Tout le monde l'appelle Chacha. Il déteste son vrai prénom, Alexandre, trop péteux plus haut que son cul, empereur de quoi, bon dieu, de mes fesses ? Alexandre le gland, oui... non, ce coup là, il est pas près de le pardonner à sa brave femme de mère. C'est vrai qu'on demande rarement au bébé de se choisir un prénom, c'est dégueulasse, ça le concerne au premier chef, non, on ne consulte jamais les principaux intéressés, non mais quel monde de merde ?

Alors, de temps en temps, il part en vadrouille, il se prépare à la fête, il s'immerge dans des festivals de théâtre de rue en électron libre, il débarque dans des teufs organisées sous les étoiles, il s'arrache surtout du carcan de notre monde doux aux dominants et dur aux différents, il désenfile sa camisole quotidienne pour se glisser avec bonheur dans sa plus jolie robe rouge, brosser longuement sa perruque blonde, se couvrir de décorations, se maquiller avec soin tout en fredonnant "Ce soir je serai la plus belle pour aller danser, hé hé hé ...".

Oui il est né garçon mais ce soir il est sapin de Noël, feu d'artifices, défilé de mode à lui tout seul, boule à facettes, palette de peintre impressionniste, vitrine de la place Vendôme... Oui, il fait un peu pute, il le reconnait, mais pas plus que la plupart des filles "de sortie", mêmes accessoires, nœuds, pompons, résilles, talons-stylos, châles, paillettes, chouchous-cerises, il faut savoir lancer des messages clairs si l'on veut pêcho dès le premier soir.

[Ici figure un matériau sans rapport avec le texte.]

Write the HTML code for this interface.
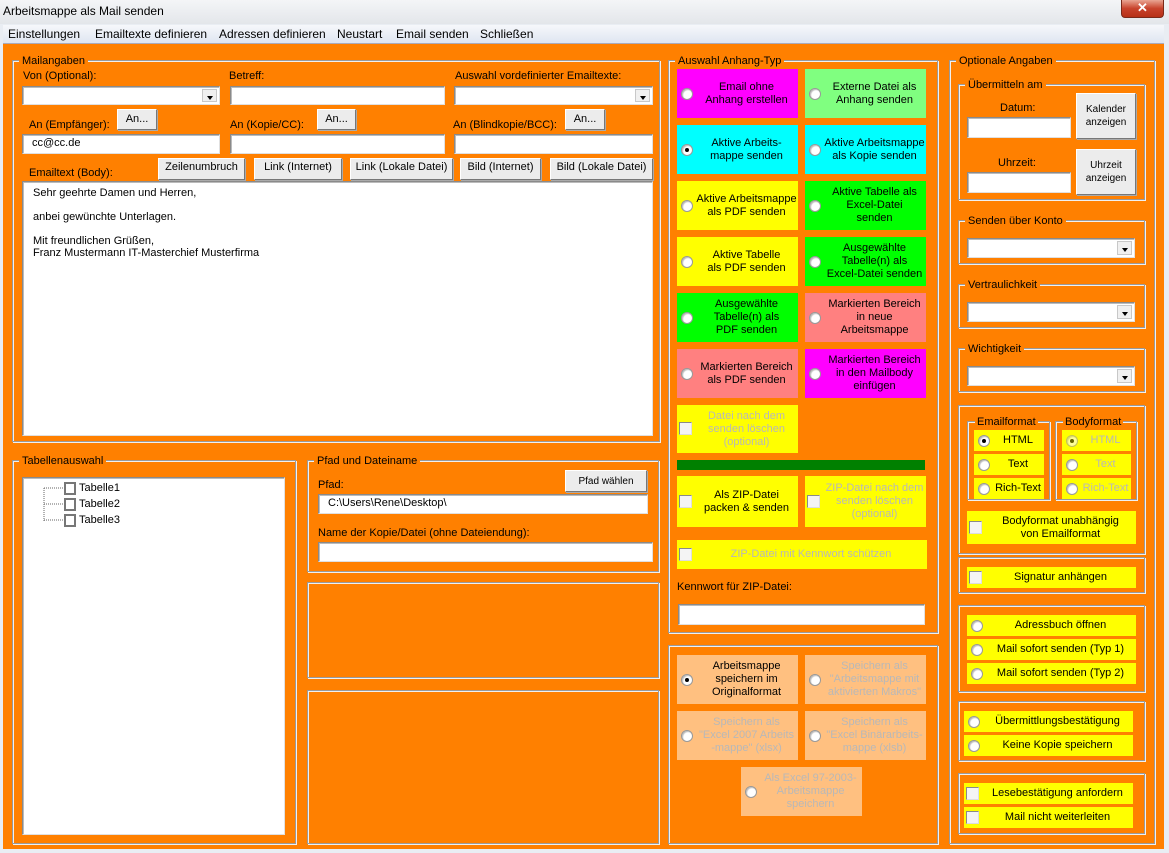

La nuit tombe, Charlotte est enfin elle-même, excitée comme une puce, le rouge aux joues et elle est fin chaude pour s'éclater à donf. Tout à l'heure, elle va rencontrer son prince charmant à l'arrière d'une camionnette, elle en est sûre, elle le sait, il aura les couilles comme des citrouilles et lui murmurera des mots bleus pastels. C'est son souhait le plus cher depuis toujours, les muscles lui font mal tellement ils sont tendus vers ce but, combien de fois a t-elle composé le numéro de sa marraine la fée, pour toujours et encore tomber sur la nana-robot d'un répondeur impersonnel ? Mais où sont les hommes qui préfèrent les hommes ? Ha bien sûr, à la capitale, il suffit de se baisser ramasser une pièce pour se faire tâter le paquet mais en province ? Si tu manques de discrétion, ou si tu fais courageusement ton "comment-goutte", les "braves gens", les "épiciers" ou les "croquants" fustigés par Brassens transformeront ta vie en un tel calvaire que l'évidente solution te semblera d'aller te pendre à la branche de l'un d'eux, au croisement des destins impitoyables.

Chacha est un poète maudit, Chacha est un architecte fou, Lewis Caroll aurait sans problème rajouté quelques pages à la gloire de Chacha, un rôle peaufiné pour lui dans "De l'autre côté du miroir", s'ils avaient été contemporains. Chacha est notre enfant "cadeau-bonux", surprise, non-programmé et je reconnais la patte évidente, lumineuse de ma nièce Delphine dans l'atterrissage de Chacha ici. Nos enfants bios n'auraient pas l'esprit aussi ouvert et respectueux sans Chacha et son décapsuleur à mentalités. Chacha a le vin tendre et sentimental, Chacha est compatissant aux animaux, Chacha est amoureux des poussins et des canetons, il est le joyeux chevalier de son château de sable éphémère , il se réfugie dans d'héroïques fantaisies, il rassure et calme son cœur au rythme de l'eau qui douche les dytiques, les libellules et les poissons rouges, il joue à Copain des bois avec ma fille, il installe des roues à aubes en bois de cagette sur les rigoles d'arrosage du potager...

Surtout il a pris en charge ce que nous ne savons pas faire : il trie, il range, il jette, il répare, il nettoie, il brûle.

Son rôle ici est on ne peut plus clair : il nous décore la vie. Encore merci d'être ce que tu es.